Extracted data entries:
------

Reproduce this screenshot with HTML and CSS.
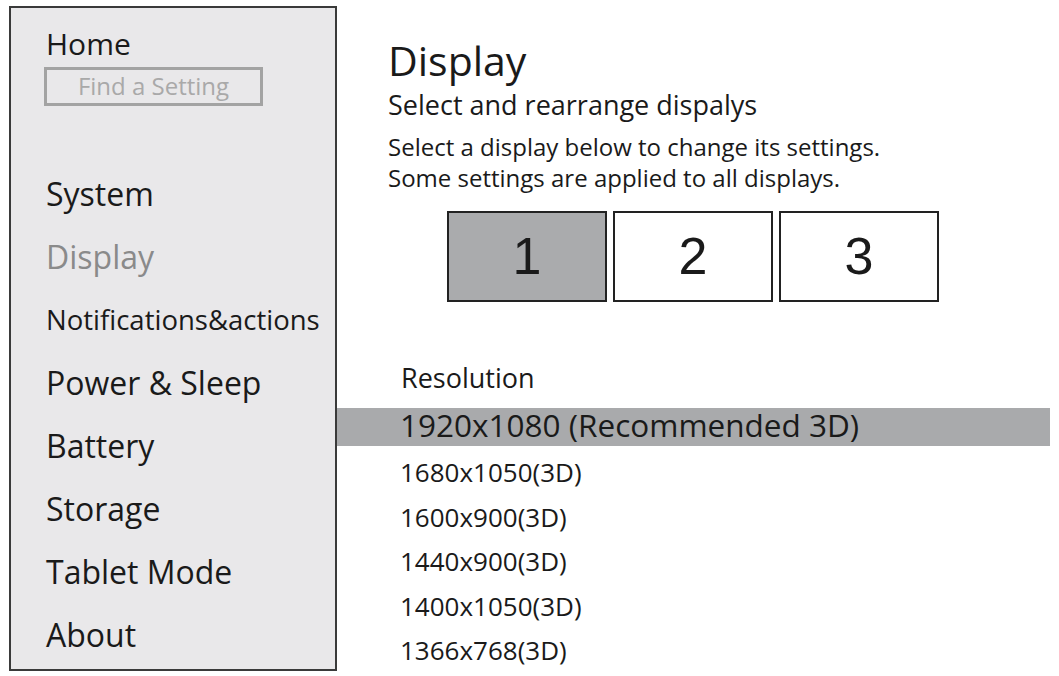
FILE: index.html
```html
<!DOCTYPE html>
<html lang="en">
<head>
    <meta charset="UTF-8">
    <meta name="viewport" content="width=device-width, initial-scale=1.0">
    <title>Display Settings</title>
    <link rel="stylesheet" href="styles.css">
</head>
<body>
    <nav class="sidebar">
        <div class="home">Home</div>
        <div class="search-box">Find a Setting</div>
        <ul class="nav-list">
            <li class="nav-item">System</li>
            <li class="nav-item nav-active">Display</li>
            <li class="nav-item nav-small">Notifications&amp;actions</li>
            <li class="nav-item">Power &amp; Sleep</li>
            <li class="nav-item">Battery</li>
            <li class="nav-item">Storage</li>
            <li class="nav-item">Tablet Mode</li>
            <li class="nav-item">About</li>
        </ul>
    </nav>

    <main class="content">
        <h1 class="page-title">Display</h1>
        <h2 class="subtitle">Select and rearrange dispalys</h2>
        <p class="description">Select a display below to change its settings.<br>Some settings are applied to all displays.</p>

        <section class="monitors">
            <div class="monitor monitor-selected">1</div>
            <div class="monitor">2</div>
            <div class="monitor">3</div>
        </section>

        <div class="res-label">Resolution</div>
        <ul class="res-list">
            <li class="res-item res-selected">1920x1080 (Recommended 3D)</li>
            <li class="res-item">1680x1050(3D)</li>
            <li class="res-item">1600x900(3D)</li>
            <li class="res-item">1440x900(3D)</li>
            <li class="res-item">1400x1050(3D)</li>
            <li class="res-item">1366x768(3D)</li>
        </ul>
    </main>
</body>
</html>
```

FILE: styles.css
```css
body {
    margin: 0;
    background-color: #ffffff;
    color: #1a1a1a;
    font-family: "Open Sans", "Noto Sans", sans-serif;
    display: flex;
    overflow: hidden;
}

.sidebar {
    width: 328px;
    height: 665px;
    margin: 6px 0 0 9px;
    box-sizing: border-box;
    border: 2px solid #3a3a3a;
    background-color: #e9e8ea;
    padding: 18px 0 0 35px;
    flex-shrink: 0;
}

.home {
    font-size: 30px;
    line-height: 36px;
}

.search-box {
    width: 219px;
    height: 39px;
    margin: 5px 0 0 -2px;
    box-sizing: border-box;
    border: 3px solid #a3a3a3;
    color: #a9a9a9;
    font-size: 24px;
    line-height: 31px;
    text-align: center;
}

.nav-list {
    list-style: none;
    margin: 56px 0 0 0;
    padding: 0;
}

.nav-item {
    font-size: 32px;
    height: 63px;
    line-height: 63px;
    white-space: nowrap;
}

.nav-active {
    color: #8a8a8a;
}

.nav-small {
    font-size: 27.5px;
}

.content {
    flex: 1;
    margin-right: 9px;
    padding-top: 36px;
}

.page-title {
    margin: 0 0 0 51px;
    font-size: 41px;
    font-weight: normal;
    line-height: 48px;
}

.subtitle {
    margin: 5px 0 0 51px;
    font-size: 27px;
    font-weight: normal;
    line-height: 32px;
}

.description {
    margin: 10px 0 0 51px;
    font-size: 24px;
    line-height: 31px;
}

.monitors {
    display: flex;
    gap: 6px;
    margin: 18px 0 0 110px;
}

.monitor {
    width: 160px;
    height: 91px;
    box-sizing: border-box;
    border: 2px solid #222222;
    background-color: #ffffff;
    font-family: "Liberation Sans", Arial, sans-serif;
    font-size: 52px;
    line-height: 87px;
    text-align: center;
}

.monitor-selected {
    background-color: #aaabad;
}

.res-label {
    margin: 60px 0 0 64px;
    font-size: 27px;
    line-height: 32px;
}

.res-list {
    list-style: none;
    margin: 14px 0 0 0;
    padding: 0;
}

.res-item {
    padding-left: 63px;
    font-size: 26px;
    line-height: 44.5px;
}

.res-selected {
    background-color: #a9aaac;
    font-size: 31.5px;
    line-height: 34px;
    padding-bottom: 4px;
    margin-bottom: 4px;
}
```
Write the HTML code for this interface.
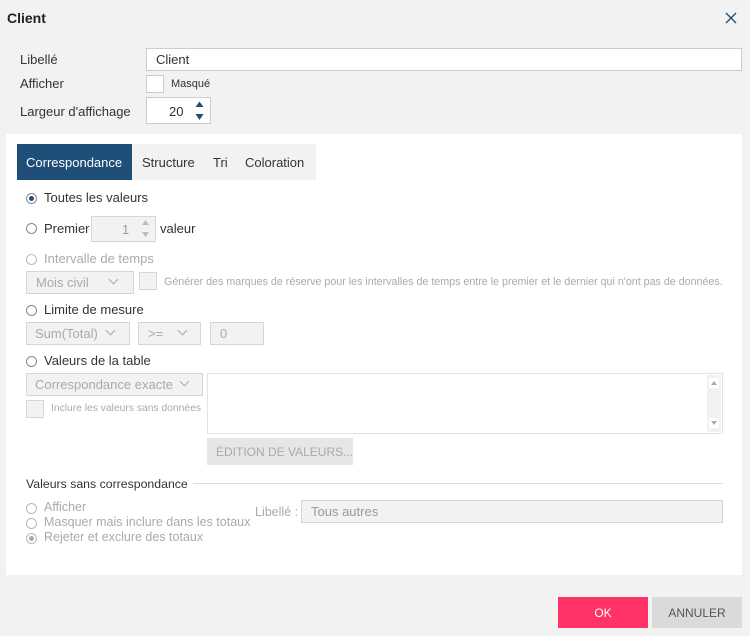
<!DOCTYPE html><html><head><meta charset="utf-8"><style>
*{box-sizing:border-box}
body{margin:0;width:750px;height:636px;background:#f2f2f2;font-family:"Liberation Sans",sans-serif;font-size:13px;color:#333;position:relative;overflow:hidden}
.a{position:absolute;white-space:nowrap}
.box{position:absolute;border:1px solid #ccc;background:#fff}
.dis{position:absolute;border:1px solid #d6d6d6;background:#f2f2f2;color:#aaa}
.g{color:#aaa}
.rad{position:absolute;width:11px;height:11px;border:1px solid #888;border-radius:50%;background:#fff}
.rad.d{border-color:#bbb}
.rad.on::after{content:"";position:absolute;left:2px;top:2px;width:5px;height:5px;border-radius:50%;background:#1f4e79}
.rad.d.on::after{background:#aaa}
.chev{position:absolute;width:7px;height:7px;border-right:1px solid #aaa;border-bottom:1px solid #aaa;transform:rotate(45deg)}
</style></head><body>
<div class="a" style="left:7px;top:10px;font-weight:bold;font-size:14px;color:#222">Client</div>
<svg class="a" style="left:725px;top:12px" width="12" height="12"><path d="M1 1L11 11M11 1L1 11" stroke="#1f4e79" stroke-width="1.4"/></svg>
<div class="a" style="left:20px;top:52px">Libellé</div>
<div class="box" style="left:146px;top:48px;width:596px;height:23px;padding:3px 9px">Client</div>
<div class="a" style="left:20px;top:76px">Afficher</div>
<div class="box" style="left:146px;top:75px;width:18px;height:18px"></div>
<div class="a" style="left:171px;top:78px;font-size:11px">Masqué</div>
<div class="a" style="left:20px;top:104px">Largeur d'affichage</div>
<div class="box" style="left:146px;top:97px;width:65px;height:27px;padding:6px 0 0 22px">20</div>
<svg class="a" style="left:195px;top:101px" width="9" height="20"><path d="M0.5 6L4.5 0.5L8.5 6Z M0.5 13L4.5 19L8.5 13Z" fill="#1f4e79"/></svg>
<div class="a" style="left:6px;top:134px;width:736px;height:441px;background:#fff"></div>
<div class="a" style="left:17px;top:144px;width:299px;height:36px;background:#f2f2f2"></div>
<div class="a" style="left:17px;top:144px;width:115px;height:36px;background:#1f4e79;color:#fff;padding:11px 0 0 9px">Correspondance</div>
<div class="a" style="left:142px;top:155px">Structure</div>
<div class="a" style="left:213px;top:155px">Tri</div>
<div class="a" style="left:245px;top:155px">Coloration</div>
<div class="rad on" style="left:26px;top:193px"></div><div class="a" style="left:44px;top:190px">Toutes les valeurs</div>
<div class="rad" style="left:26px;top:223px"></div><div class="a" style="left:44px;top:221px">Premier</div>
<div class="dis" style="left:91px;top:216px;width:65px;height:26px;padding:5px 0 0 30px;color:#999">1</div>
<svg class="a" style="left:141px;top:219px" width="9" height="20"><path d="M1 6L4.5 1L8 6Z M1 13L4.5 18L8 13Z" fill="#bbb"/></svg>
<div class="a" style="left:160px;top:221px">valeur</div>
<div class="rad d" style="left:26px;top:254px"></div><div class="a g" style="left:44px;top:251px">Intervalle de temps</div>
<div class="dis" style="left:26px;top:271px;width:108px;height:23px;padding:3px 9px">Mois civil</div><div class="chev" style="left:110px;top:276px"></div>
<div class="dis" style="left:139px;top:272px;width:18px;height:18px"></div>
<div class="a g" style="left:164px;top:276px;font-size:10.7px">Générer des marques de réserve pour les intervalles de temps entre le premier et le dernier qui n'ont pas de données.</div>
<div class="rad" style="left:26px;top:305px"></div><div class="a" style="left:44px;top:302px">Limite de mesure</div>
<div class="dis" style="left:26px;top:322px;width:104px;height:23px;padding:3px 8px">Sum(Total)</div><div class="chev" style="left:107px;top:327px"></div>
<div class="dis" style="left:138px;top:322px;width:63px;height:23px;padding:3px 9px">&gt;=</div><div class="chev" style="left:179px;top:327px"></div>
<div class="dis" style="left:210px;top:322px;width:54px;height:23px;padding:3px 9px">0</div>
<div class="rad" style="left:26px;top:356px"></div><div class="a" style="left:44px;top:353px">Valeurs de la table</div>
<div class="dis" style="left:26px;top:373px;width:177px;height:23px;padding:3px 8px">Correspondance exacte</div><div class="chev" style="left:181px;top:378px"></div>
<div class="dis" style="left:26px;top:400px;width:18px;height:18px"></div>
<div class="a g" style="left:51px;top:403px;font-size:10.3px">Inclure les valeurs sans données</div>
<div class="a" style="left:207px;top:373px;width:516px;height:61px;border:1px solid #e3e3e3;background:#fff"></div>
<div class="a" style="left:707px;top:375px;width:14px;height:57px;background:#f2f2f2"></div>
<svg class="a" style="left:709px;top:378px" width="10" height="52"><rect x="0" y="0" width="10" height="10" fill="#fff"/><path d="M2 7L5 3L8 7Z" fill="#aaa"/><rect x="0" y="40" width="10" height="10" fill="#fff"/><path d="M2 43L5 47L8 43Z" fill="#aaa"/></svg>
<div class="a" style="left:207px;top:438px;width:146px;height:27px;background:#e6e6e6;color:#aaa;padding:7px 0 0 9px;font-size:12px">ÉDITION DE VALEURS...</div>
<div class="a" style="left:26px;top:477px;font-size:12.3px">Valeurs sans correspondance</div>
<div class="a" style="left:193px;top:483px;width:530px;height:1px;background:#ddd"></div>
<div class="rad d" style="left:26px;top:503px"></div><div class="a g" style="left:44px;top:500px;font-size:12.5px">Afficher</div>
<div class="rad d" style="left:26px;top:518px"></div><div class="a g" style="left:44px;top:515px;font-size:12.5px">Masquer mais inclure dans les totaux</div>
<div class="rad d on" style="left:26px;top:533px"></div><div class="a g" style="left:44px;top:530px;font-size:12.5px">Rejeter et exclure des totaux</div>
<div class="a g" style="left:255px;top:505px;font-size:12.5px">Libellé :</div>
<div class="dis" style="left:301px;top:500px;width:422px;height:23px;padding:3px 9px;color:#999">Tous autres</div>
<div class="a" style="left:558px;top:597px;width:90px;height:31px;background:#ff3366;color:#fff;text-align:center;padding-top:9px;font-size:12px">OK</div>
<div class="a" style="left:652px;top:597px;width:90px;height:31px;background:#dadada;color:#555;text-align:center;padding-top:9px;font-size:12px">ANNULER</div>
</body></html>
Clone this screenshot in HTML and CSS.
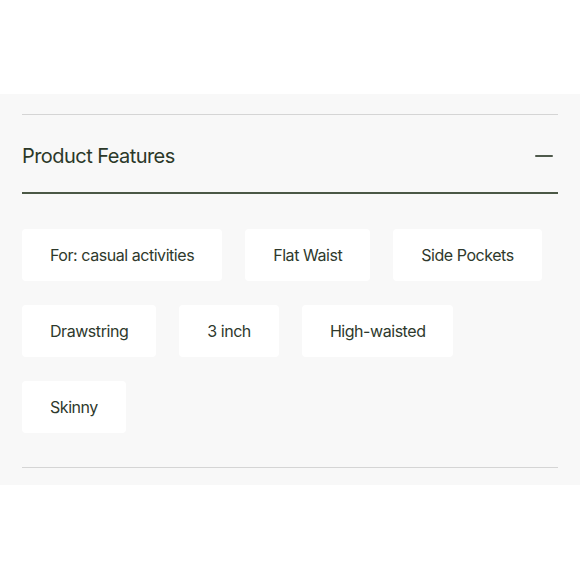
FILE: index.html
```html
<!DOCTYPE html>
<html lang="en">
<head>
<meta charset="utf-8">
<title>Product Features</title>
<link rel="stylesheet" href="styles.css">
</head>
<body>
<section class="panel">
  <div class="accordion">
    <div class="acc-header">
      <h2 class="acc-title">Product Features</h2>
      <span class="acc-toggle" aria-hidden="true"></span>
    </div>
    <div class="acc-body">
      <ul class="chips">
        <li class="chip">For: casual activities</li>
        <li class="chip">Flat Waist</li>
        <li class="chip">Side Pockets</li>
        <li class="chip">Drawstring</li>
        <li class="chip">3 inch</li>
        <li class="chip">High-waisted</li>
        <li class="chip">Skinny</li>
      </ul>
    </div>
  </div>
</section>
</body>
</html>
```

FILE: styles.css
```css
html, body {
  margin: 0;
  padding: 0;
  background: #ffffff;
}

body {
  font-family: Inter, "Noto Sans", "Liberation Sans", sans-serif;
  color: #2e392c;
}

.panel {
  margin-top: 94px;
  height: 391px;
  box-sizing: border-box;
  background: #f8f8f8;
  padding: 20px 22px 0;
}

.accordion {
  border-top: 1px solid #d5d5d5;
  border-bottom: 1px solid #d5d5d5;
}

.acc-header {
  display: flex;
  align-items: center;
  justify-content: space-between;
  height: 79px;
  padding-top: 4px;
  box-sizing: border-box;
  border-bottom: 2px solid #4b5846;
}

.acc-title {
  margin: 0;
  font-size: 20px;
  font-weight: 400;
  color: #2b3829;
  letter-spacing: -0.55px;
}

.acc-toggle {
  display: block;
  width: 18px;
  height: 2px;
  border-radius: 1px;
  background: #4f5a4c;
  margin-right: 5px;
}

.acc-body {
  padding: 35px 0 34px;
}

.chips {
  list-style: none;
  margin: 0;
  padding: 0;
  display: flex;
  flex-wrap: wrap;
  gap: 24px 23px;
}

.chip {
  background: #ffffff;
  border-radius: 4px;
  height: 52px;
  display: flex;
  align-items: center;
  padding: 0 28px;
  font-size: 16px;
  letter-spacing: -0.45px;
  color: #2e392c;
  white-space: nowrap;
}
```
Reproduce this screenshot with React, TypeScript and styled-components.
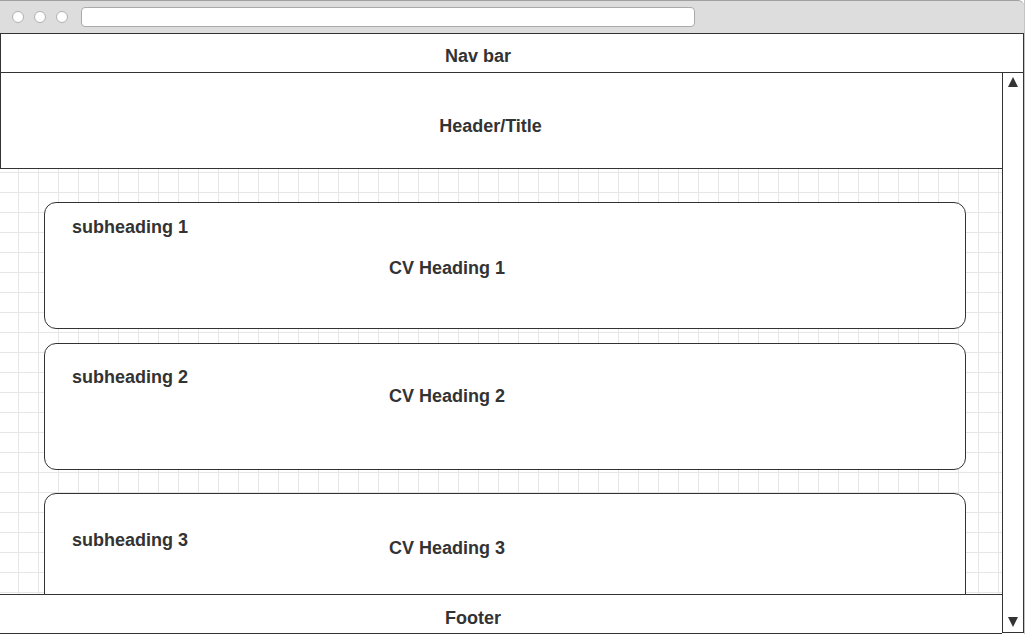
import styled, { createGlobalStyle } from 'styled-components'

const GlobalStyle = createGlobalStyle`
  html, body {
    margin: 0;
    padding: 0;
    background: #ffffff;
  }
  body {
    font-family: 'Liberation Sans', Arial, sans-serif;
  }
`

type CardSpec = {
  sub: string
  title: string
  offset: number
  padTop: number
  titleDrop: number
}

const cards: CardSpec[] = [
  { sub: 'subheading 1', title: 'CV Heading 1', offset: 33, padTop: 14, titleDrop: 41 },
  { sub: 'subheading 2', title: 'CV Heading 2', offset: 14, padTop: 23, titleDrop: 19 },
  { sub: 'subheading 3', title: 'CV Heading 3', offset: 23, padTop: 36, titleDrop: 8 },
]

const App = () => {
  return (
    <>
      <GlobalStyle />
      <Window>
        <Chrome>
          <Dot />
          <Dot />
          <Dot />
          <UrlBar />
        </Chrome>
        <NavBar>Nav bar</NavBar>
        <Body>
          <Main>
            <Header>Header/Title</Header>
            <Canvas>
              {cards.map((c) => (
                <Card key={c.sub} $offset={c.offset} $padTop={c.padTop}>
                  <Subheading>{c.sub}</Subheading>
                  <CvHeading $drop={c.titleDrop}>{c.title}</CvHeading>
                </Card>
              ))}
            </Canvas>
            <Footer>Footer</Footer>
          </Main>
          <Scrollbar>
            <Arrow $up />
            <Arrow />
          </Scrollbar>
        </Body>
      </Window>
    </>
  )
}

export default App

const Window = styled.div`
  width: 1024px;
  height: 634px;
  display: flex;
  flex-direction: column;
  overflow: hidden;
  border-right: 1px solid #c4c4c4;
  color: #333333;
  font-size: 18px;
  font-weight: 700;
`

const Chrome = styled.div`
  height: 33px;
  box-sizing: border-box;
  flex-shrink: 0;
  display: flex;
  align-items: center;
  gap: 10px;
  padding-left: 12px;
  background: #dddddd;
  border-top: 1px solid #a0a0a0;
  border-radius: 0 6px 0 0;
`

const Dot = styled.div`
  width: 12px;
  height: 12px;
  box-sizing: border-box;
  border-radius: 50%;
  background: #ffffff;
  border: 1px solid #b0b0b0;
`

const UrlBar = styled.div`
  width: 614px;
  height: 20px;
  box-sizing: border-box;
  margin-left: 3px;
  background: #ffffff;
  border: 1px solid #aaaaaa;
  border-radius: 4px;
`

const NavBar = styled.div`
  height: 40px;
  box-sizing: border-box;
  flex-shrink: 0;
  display: flex;
  align-items: center;
  justify-content: center;
  padding: 6px 68px 0 0;
  border: 1px solid #333333;
`

const Body = styled.div`
  flex: 1;
  min-height: 0;
  display: flex;
`

const Main = styled.div`
  flex: 1;
  min-width: 0;
  display: flex;
  flex-direction: column;
`

const Header = styled.div`
  height: 96px;
  box-sizing: border-box;
  flex-shrink: 0;
  display: flex;
  align-items: center;
  justify-content: center;
  padding: 12px 22px 0 0;
  border-left: 1px solid #333333;
  border-bottom: 1px solid #333333;
`

const Canvas = styled.div`
  flex: 1;
  min-height: 0;
  overflow: hidden;
  padding-left: 44px;
  background-color: #ffffff;
  background-image: linear-gradient(to right, #e6e6e6 1px, transparent 1px),
    linear-gradient(to bottom, #e6e6e6 1px, transparent 1px);
  background-size: 20px 20px;
  background-position: 18px 3px;
`

const Card = styled.div<{ $offset: number; $padTop: number }>`
  width: 922px;
  height: 127px;
  box-sizing: border-box;
  margin-top: ${({ $offset }) => $offset}px;
  padding: ${({ $padTop }) => $padTop}px 27px 0;
  display: flex;
  align-items: flex-start;
  background: #ffffff;
  border: 1px solid #333333;
  border-radius: 12px;
`

const Subheading = styled.div`
  width: 317px;
  flex-shrink: 0;
  line-height: 20px;
`

const CvHeading = styled.div<{ $drop: number }>`
  margin-top: ${({ $drop }) => $drop}px;
  line-height: 20px;
`

const Footer = styled.div`
  height: 40px;
  box-sizing: border-box;
  flex-shrink: 0;
  display: flex;
  align-items: center;
  justify-content: center;
  padding: 8px 56px 0 0;
  background: #ffffff;
  border-top: 1px solid #333333;
  border-bottom: 1px solid #333333;
`

const Scrollbar = styled.div`
  width: 22px;
  box-sizing: border-box;
  flex-shrink: 0;
  display: flex;
  flex-direction: column;
  justify-content: space-between;
  align-items: center;
  padding: 4px 0 5px;
  margin-bottom: 1px;
  border: 1px solid #333333;
  border-top: none;
`

const Arrow = styled.div<{ $up?: boolean }>`
  width: 0;
  height: 0;
  border-left: 5px solid transparent;
  border-right: 5px solid transparent;
  ${({ $up }) =>
    $up ? 'border-bottom: 10px solid #333333;' : 'border-top: 10px solid #333333;'}
`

------

**Aim of the exercise**
Write only the number of lines in the data above that include "Reproduce".

**Solved exercise**
2